## [Source material]

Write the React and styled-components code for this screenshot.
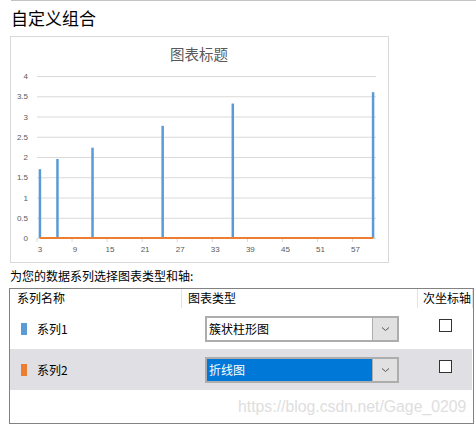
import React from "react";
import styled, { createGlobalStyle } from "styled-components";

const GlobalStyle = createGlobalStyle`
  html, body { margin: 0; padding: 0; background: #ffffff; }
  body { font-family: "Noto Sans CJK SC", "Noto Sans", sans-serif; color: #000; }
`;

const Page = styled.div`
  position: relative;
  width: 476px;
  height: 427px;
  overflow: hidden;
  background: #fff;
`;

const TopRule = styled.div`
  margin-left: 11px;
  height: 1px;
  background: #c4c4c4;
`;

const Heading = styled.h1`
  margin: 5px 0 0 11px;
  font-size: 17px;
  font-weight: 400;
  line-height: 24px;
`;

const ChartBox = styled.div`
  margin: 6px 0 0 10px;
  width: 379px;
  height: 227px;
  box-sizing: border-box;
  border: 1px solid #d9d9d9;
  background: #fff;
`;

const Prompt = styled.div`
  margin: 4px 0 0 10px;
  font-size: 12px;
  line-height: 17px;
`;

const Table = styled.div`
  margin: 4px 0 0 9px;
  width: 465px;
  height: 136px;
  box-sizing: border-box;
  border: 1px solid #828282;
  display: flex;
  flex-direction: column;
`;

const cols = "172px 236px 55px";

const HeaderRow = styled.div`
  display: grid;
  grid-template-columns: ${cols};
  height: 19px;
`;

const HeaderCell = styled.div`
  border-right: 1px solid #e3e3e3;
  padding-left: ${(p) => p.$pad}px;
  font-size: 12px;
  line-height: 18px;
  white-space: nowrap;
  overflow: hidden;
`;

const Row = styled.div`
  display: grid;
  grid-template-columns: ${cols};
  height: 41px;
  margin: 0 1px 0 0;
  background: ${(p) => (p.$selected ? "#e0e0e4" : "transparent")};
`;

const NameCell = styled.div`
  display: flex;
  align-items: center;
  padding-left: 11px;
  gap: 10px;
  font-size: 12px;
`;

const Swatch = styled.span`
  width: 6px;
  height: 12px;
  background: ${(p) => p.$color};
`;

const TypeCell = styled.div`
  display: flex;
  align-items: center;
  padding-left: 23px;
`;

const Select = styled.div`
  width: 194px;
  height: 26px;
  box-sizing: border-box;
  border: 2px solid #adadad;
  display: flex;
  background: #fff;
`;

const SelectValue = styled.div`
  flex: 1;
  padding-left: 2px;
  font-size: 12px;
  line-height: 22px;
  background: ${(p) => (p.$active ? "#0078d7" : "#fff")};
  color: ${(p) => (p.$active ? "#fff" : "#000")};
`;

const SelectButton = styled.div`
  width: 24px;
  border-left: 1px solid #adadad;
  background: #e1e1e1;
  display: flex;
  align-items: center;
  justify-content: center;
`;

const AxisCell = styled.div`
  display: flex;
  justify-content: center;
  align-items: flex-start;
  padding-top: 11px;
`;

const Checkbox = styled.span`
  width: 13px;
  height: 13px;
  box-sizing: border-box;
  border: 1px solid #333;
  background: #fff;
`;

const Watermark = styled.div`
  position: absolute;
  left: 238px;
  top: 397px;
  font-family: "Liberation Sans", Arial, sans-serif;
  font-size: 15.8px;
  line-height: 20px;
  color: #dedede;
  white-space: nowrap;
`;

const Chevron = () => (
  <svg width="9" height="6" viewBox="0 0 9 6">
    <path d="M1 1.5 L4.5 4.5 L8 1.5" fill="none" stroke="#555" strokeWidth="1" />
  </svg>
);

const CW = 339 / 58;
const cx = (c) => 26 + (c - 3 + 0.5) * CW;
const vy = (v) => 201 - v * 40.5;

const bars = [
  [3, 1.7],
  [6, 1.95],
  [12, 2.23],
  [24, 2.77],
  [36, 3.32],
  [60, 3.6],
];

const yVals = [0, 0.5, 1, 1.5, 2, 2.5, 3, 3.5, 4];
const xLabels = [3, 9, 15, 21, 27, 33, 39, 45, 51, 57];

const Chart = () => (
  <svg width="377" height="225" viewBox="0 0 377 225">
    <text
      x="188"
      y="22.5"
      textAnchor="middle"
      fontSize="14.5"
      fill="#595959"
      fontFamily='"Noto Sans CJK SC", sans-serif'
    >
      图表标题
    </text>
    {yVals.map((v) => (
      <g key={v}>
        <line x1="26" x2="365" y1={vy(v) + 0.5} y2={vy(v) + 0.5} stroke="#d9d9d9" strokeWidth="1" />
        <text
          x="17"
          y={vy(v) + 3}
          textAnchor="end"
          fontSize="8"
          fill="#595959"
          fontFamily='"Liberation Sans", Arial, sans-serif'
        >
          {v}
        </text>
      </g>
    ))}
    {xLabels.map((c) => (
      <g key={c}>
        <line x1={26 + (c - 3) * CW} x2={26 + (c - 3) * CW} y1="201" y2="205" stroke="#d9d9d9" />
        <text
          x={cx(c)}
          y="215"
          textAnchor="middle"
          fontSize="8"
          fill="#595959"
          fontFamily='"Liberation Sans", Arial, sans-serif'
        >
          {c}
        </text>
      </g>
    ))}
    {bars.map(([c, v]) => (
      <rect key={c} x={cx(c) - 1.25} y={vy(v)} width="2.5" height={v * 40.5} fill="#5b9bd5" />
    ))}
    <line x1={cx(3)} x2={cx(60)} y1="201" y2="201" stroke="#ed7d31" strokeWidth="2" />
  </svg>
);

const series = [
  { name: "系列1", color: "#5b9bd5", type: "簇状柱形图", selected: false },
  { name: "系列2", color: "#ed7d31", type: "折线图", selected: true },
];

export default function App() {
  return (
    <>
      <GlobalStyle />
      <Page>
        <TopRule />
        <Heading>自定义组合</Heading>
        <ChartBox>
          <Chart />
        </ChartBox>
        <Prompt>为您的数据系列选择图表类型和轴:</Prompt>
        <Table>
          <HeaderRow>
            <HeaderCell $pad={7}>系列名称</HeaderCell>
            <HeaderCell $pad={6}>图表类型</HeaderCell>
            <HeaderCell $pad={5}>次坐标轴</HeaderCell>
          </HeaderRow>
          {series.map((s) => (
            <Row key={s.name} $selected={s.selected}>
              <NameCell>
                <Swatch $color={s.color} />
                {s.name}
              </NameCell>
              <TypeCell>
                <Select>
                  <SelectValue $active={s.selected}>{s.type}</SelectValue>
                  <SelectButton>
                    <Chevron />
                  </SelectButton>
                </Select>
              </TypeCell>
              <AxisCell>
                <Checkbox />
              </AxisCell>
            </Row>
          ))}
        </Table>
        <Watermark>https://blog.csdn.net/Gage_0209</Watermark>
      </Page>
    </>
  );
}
---
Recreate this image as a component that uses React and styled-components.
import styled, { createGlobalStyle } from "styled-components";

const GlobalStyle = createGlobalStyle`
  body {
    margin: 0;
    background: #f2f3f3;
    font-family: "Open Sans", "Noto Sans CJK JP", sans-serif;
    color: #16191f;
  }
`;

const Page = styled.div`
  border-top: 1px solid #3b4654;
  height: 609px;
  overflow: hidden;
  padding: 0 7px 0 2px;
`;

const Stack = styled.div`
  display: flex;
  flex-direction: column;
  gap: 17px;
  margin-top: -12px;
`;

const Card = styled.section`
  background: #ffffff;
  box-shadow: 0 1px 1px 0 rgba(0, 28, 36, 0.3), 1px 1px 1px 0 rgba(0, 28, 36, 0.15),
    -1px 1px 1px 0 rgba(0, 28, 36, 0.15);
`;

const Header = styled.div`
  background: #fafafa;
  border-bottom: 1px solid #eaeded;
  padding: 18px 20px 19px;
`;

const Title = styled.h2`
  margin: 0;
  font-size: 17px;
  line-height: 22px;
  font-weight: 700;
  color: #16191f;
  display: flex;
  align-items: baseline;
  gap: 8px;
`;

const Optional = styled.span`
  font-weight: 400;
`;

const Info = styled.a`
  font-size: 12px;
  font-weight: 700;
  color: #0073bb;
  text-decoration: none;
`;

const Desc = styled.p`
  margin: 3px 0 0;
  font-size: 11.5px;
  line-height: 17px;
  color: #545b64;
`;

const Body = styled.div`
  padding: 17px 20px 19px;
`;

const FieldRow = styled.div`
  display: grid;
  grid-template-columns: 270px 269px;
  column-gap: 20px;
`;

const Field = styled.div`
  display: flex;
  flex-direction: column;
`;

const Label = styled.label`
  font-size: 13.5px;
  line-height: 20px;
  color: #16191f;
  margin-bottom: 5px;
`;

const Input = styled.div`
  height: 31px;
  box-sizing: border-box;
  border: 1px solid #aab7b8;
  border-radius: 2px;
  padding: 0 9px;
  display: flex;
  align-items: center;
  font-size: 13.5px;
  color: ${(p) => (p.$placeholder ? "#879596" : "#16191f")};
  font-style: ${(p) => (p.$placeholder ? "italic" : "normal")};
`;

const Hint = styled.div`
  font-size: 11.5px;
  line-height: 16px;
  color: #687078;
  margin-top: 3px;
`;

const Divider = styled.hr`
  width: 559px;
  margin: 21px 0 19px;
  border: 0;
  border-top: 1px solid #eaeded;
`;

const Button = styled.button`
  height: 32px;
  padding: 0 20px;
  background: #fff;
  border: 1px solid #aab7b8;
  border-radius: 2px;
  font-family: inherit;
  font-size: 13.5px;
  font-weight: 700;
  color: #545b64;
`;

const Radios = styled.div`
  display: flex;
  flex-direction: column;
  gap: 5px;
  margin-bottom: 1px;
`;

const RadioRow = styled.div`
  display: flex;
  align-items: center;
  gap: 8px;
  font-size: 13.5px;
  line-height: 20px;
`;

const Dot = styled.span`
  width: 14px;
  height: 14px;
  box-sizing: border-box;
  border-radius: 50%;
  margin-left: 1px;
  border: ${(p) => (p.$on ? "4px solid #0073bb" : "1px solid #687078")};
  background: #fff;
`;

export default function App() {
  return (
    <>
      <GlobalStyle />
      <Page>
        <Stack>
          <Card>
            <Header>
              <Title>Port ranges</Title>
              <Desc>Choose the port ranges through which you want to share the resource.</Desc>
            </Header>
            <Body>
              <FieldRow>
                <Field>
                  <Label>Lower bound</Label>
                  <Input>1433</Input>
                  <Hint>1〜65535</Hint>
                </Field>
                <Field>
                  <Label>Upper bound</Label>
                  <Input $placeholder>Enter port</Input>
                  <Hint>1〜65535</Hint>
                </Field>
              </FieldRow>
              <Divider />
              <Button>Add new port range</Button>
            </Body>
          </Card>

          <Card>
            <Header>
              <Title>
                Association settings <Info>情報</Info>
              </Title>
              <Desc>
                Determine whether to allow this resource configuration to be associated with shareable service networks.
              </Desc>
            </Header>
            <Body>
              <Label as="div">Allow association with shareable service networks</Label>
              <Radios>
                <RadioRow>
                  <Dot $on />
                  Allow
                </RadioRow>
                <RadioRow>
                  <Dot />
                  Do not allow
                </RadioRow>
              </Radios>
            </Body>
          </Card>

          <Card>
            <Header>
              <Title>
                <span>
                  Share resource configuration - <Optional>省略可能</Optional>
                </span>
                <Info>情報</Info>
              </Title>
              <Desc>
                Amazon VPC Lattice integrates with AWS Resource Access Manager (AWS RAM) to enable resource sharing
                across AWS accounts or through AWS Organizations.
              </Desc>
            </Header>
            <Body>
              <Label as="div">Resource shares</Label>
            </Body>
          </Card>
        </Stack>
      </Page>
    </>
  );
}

## [Goal]
Find the lines above holding the word "React" and show them.

## [Exercise response]
Write the React and styled-components code for this screenshot.
import React from "react";
Recreate this image as a component that uses React and styled-components.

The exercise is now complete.